Creative pursuits like drawing or writing, making music, are one of the more fulfilling ways to spend your own time. You get to practise a skill, and gain something at the end that you actually made. The human mind seems to like that for some reason if you have your basic needs sorted in life. Some creative pursuits can even be transferred to work skills too, like writing or photography. For me, writing this blog is about my main creative pursuit these days. But I also enjoy other forms of writing, blogging and photography and on occasion. Frustratingly it’s hard to set aside time for creative hobbies in modern society.
Annoyingly, I’m not particularly interested in sports. Though I wish I was because playing sports regularly is a fantastic way to get exercise, socialising, and if you play team sports, a community. I have friends who regularly play soccer with their team or often go to table tennis, and for them it gives them a particular activity to look forward to and a sense of community with their sports team - they can catch up with the team-mates before or after the game and talk. Of course it’s also a good form of exercise: challenging your coordination, reflexes, improving your running and overall fitness.

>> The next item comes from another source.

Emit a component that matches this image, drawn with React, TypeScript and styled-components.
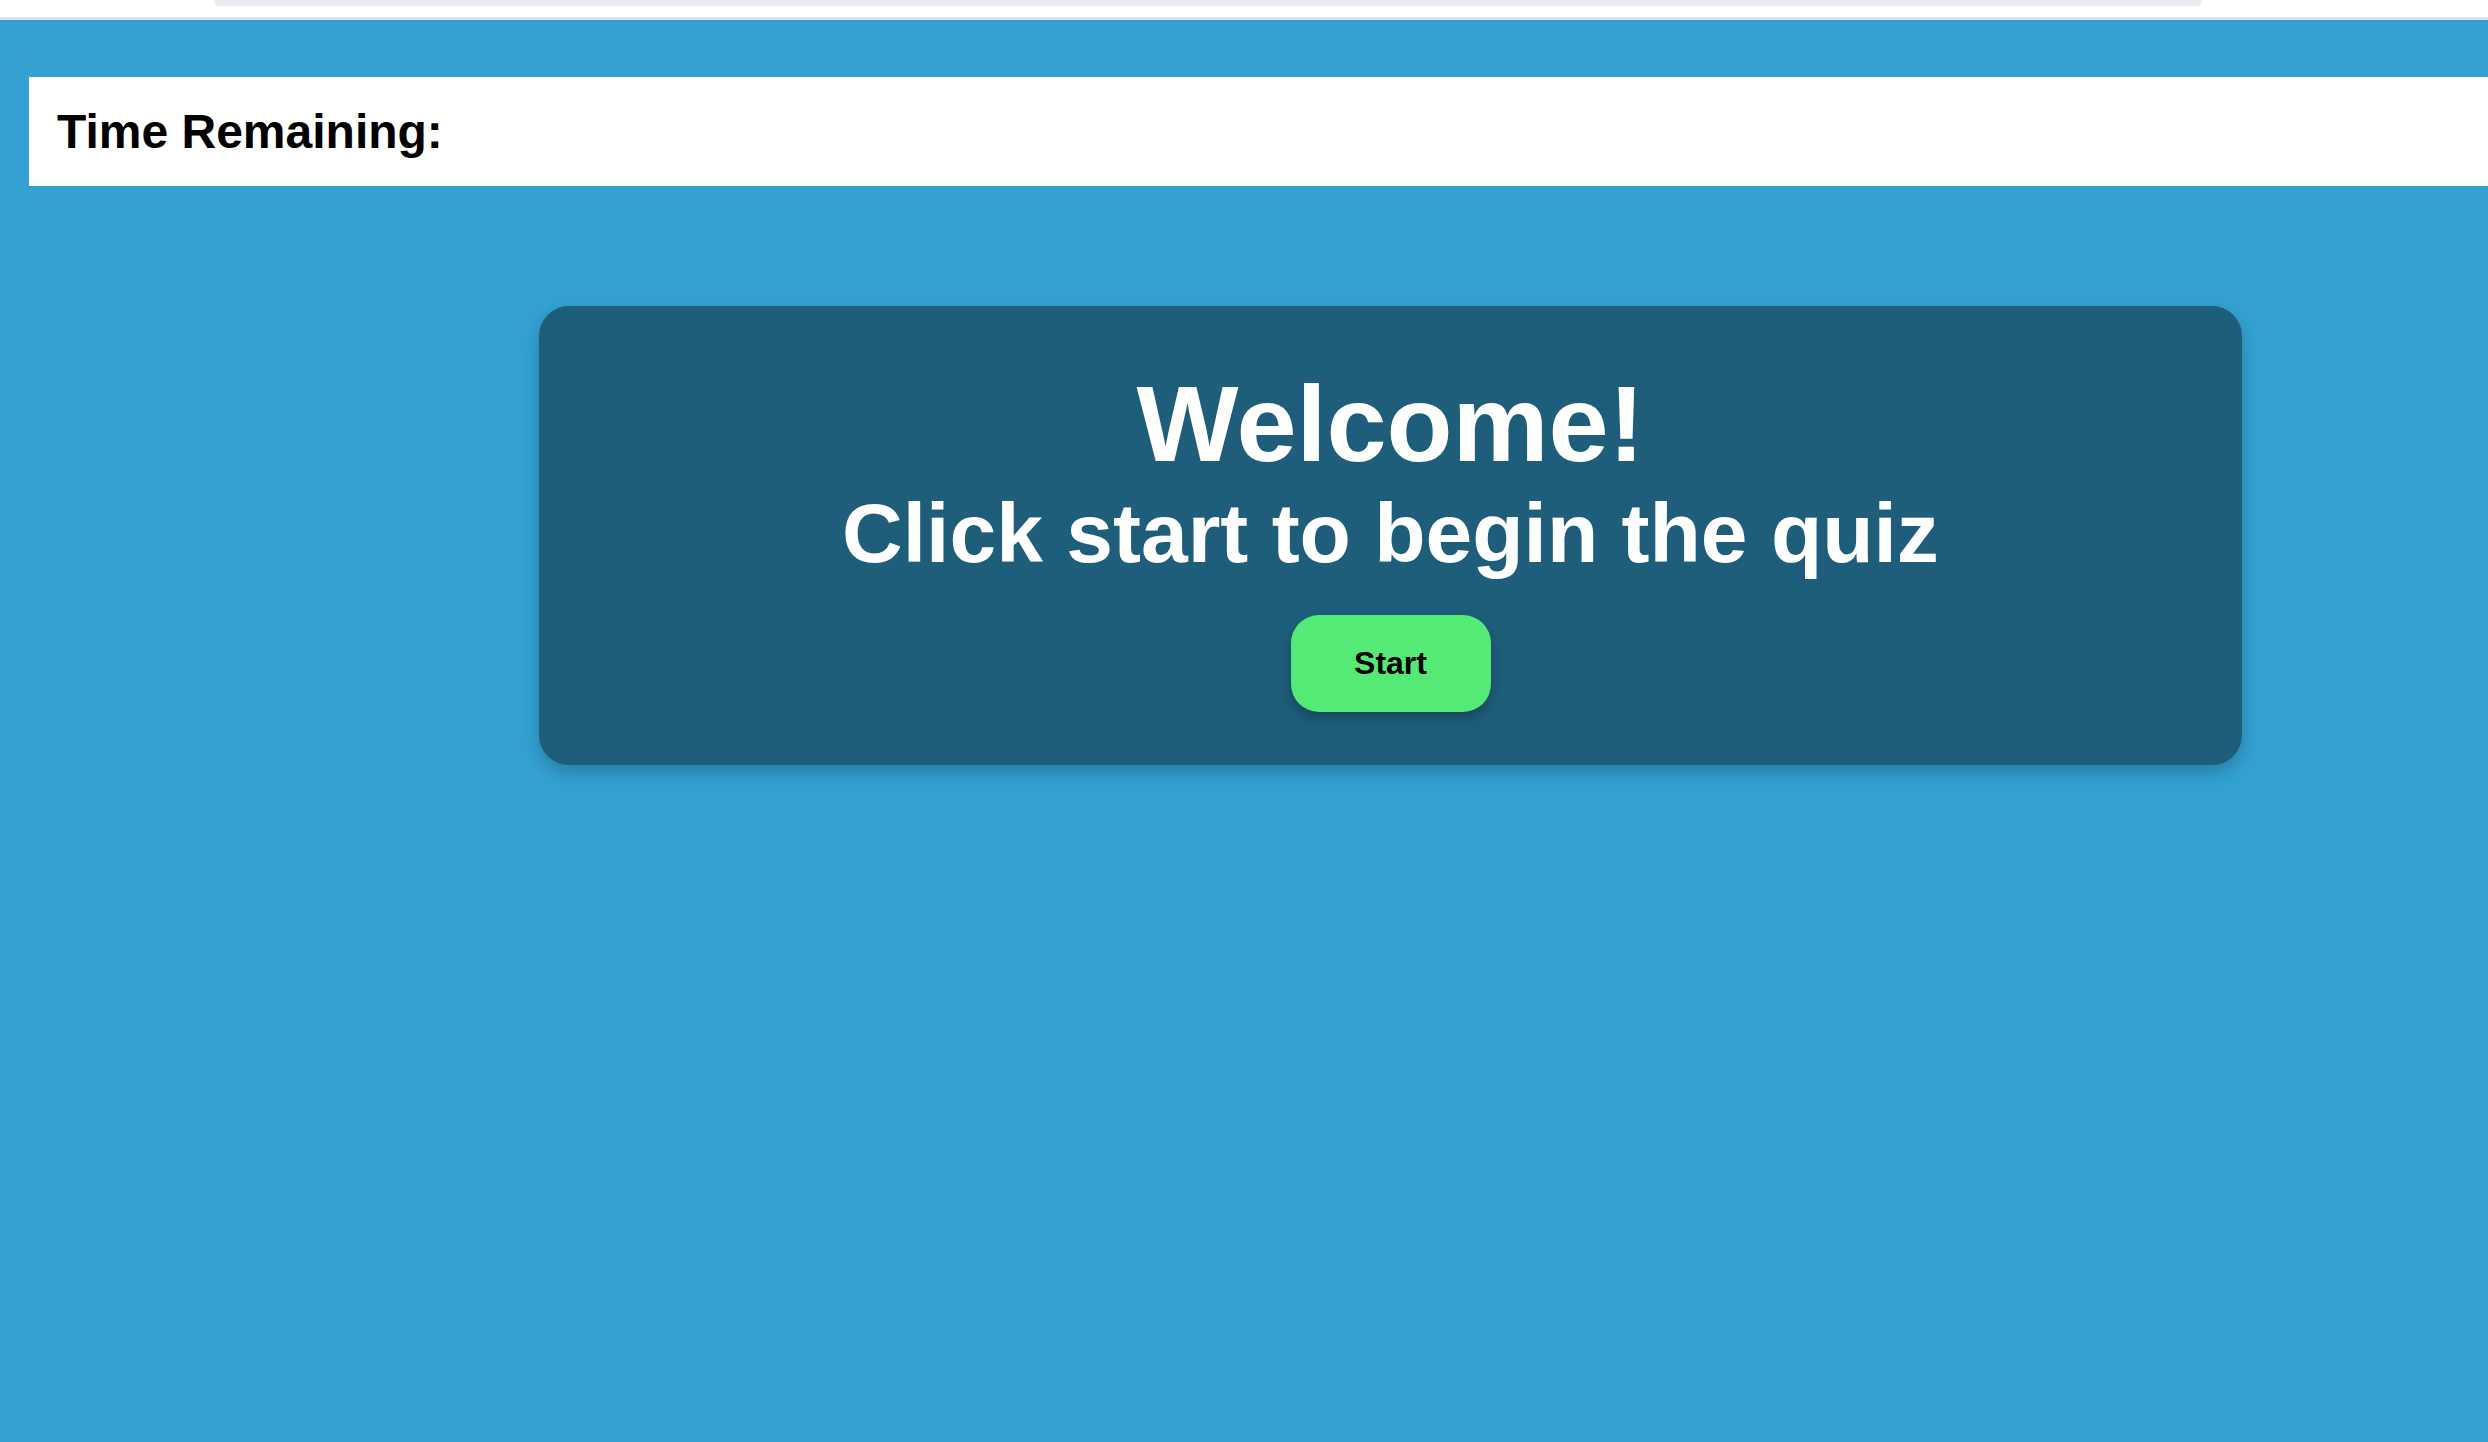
import React from "react";
import styled, { createGlobalStyle } from "styled-components";

const GlobalStyle = createGlobalStyle`
  html, body {
    margin: 0;
    padding: 0;
    background: #33a2d2;
    font-family: "Liberation Sans", Arial, Helvetica, sans-serif;
  }
  * { box-sizing: border-box; }
`;

const Page = styled.div`
  min-height: 1442px;
  background: #33a2d2;
  display: flex;
  flex-direction: column;
`;

const ChromeStrip = styled.div`
  height: 20px;
  background: #ffffff;
  border-bottom: 3px solid #dfe2ea;
  display: flex;
  padding-left: 214px;
`;

const ChromePill = styled.div`
  width: 1988px;
  height: 6px;
  background: #e9ecf4;
  border-radius: 0 0 14px 14px;
`;

const Main = styled.main`
  display: flex;
  flex-direction: column;
  padding: 57px 0 0 29px;
`;

const TimerBar = styled.header`
  background: #ffffff;
  height: 109px;
  padding: 27px 28px;
  display: flex;
  align-items: flex-start;
`;

const TimerLabel = styled.h2`
  margin: 0;
  font-size: 48px;
  line-height: 55px;
  font-weight: 700;
  color: #000000;
`;

const Card = styled.section`
  margin: 120px 0 0 510px;
  width: 1703px;
  height: 459px;
  background: #1e5e7b;
  border-radius: 30px;
  box-shadow: 0 8px 18px rgba(0, 0, 0, 0.22);
  padding-top: 57px;
  display: flex;
  flex-direction: column;
  align-items: center;
  color: #ffffff;
`;

const Title = styled.h1`
  margin: 0;
  font-size: 108px;
  line-height: 122px;
  font-weight: 700;
`;

const Subtitle = styled.h2`
  margin: 0;
  font-size: 84px;
  line-height: 96px;
  font-weight: 700;
`;

const StartButton = styled.button`
  margin-top: 34px;
  width: 200px;
  height: 97px;
  border: none;
  border-radius: 28px;
  background: #55e976;
  color: #000000;
  font-family: "Liberation Sans", Arial, Helvetica, sans-serif;
  font-size: 32px;
  font-weight: 700;
  box-shadow: 0 6px 14px rgba(0, 0, 0, 0.25);
  cursor: pointer;
`;

export default function App() {
  return (
    <>
      <GlobalStyle />
      <Page>
        <ChromeStrip>
          <ChromePill />
        </ChromeStrip>
        <Main>
          <TimerBar>
            <TimerLabel>Time Remaining:</TimerLabel>
          </TimerBar>
          <Card>
            <Title>Welcome!</Title>
            <Subtitle>Click start to begin the quiz</Subtitle>
            <StartButton>Start</StartButton>
          </Card>
        </Main>
      </Page>
    </>
  );
}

If you don’t do sports, there are plenty of other exercises you can do: hiking, rollerblading/skating, indoor/outdoor rock climbing, swimming, kick-boxing or other martial arts. My preference is just hiking because it’s outdoors in nature, and it’s good for my legs, and I’ve enjoyed indoor climbing in small doses in the past because it’s also a bit of a mental stimulation to choose the path up the wall.
If you feel like you are not fit enough for hiking, try just walking around the lake or natural area, working up to hills and different terrain safely, any activity is better than nothing.
It’s good to be mindful of your activities or at the least… mindfully decide you don’t need to be! Some lifestyles and interests/personalities may have different ideas of what’s important. I’m not going to dictate what you should do, but just like, make sure it’s healthy for you, safe, and maybe it’s satisfying in both the long and short term. Make it a good week and be good.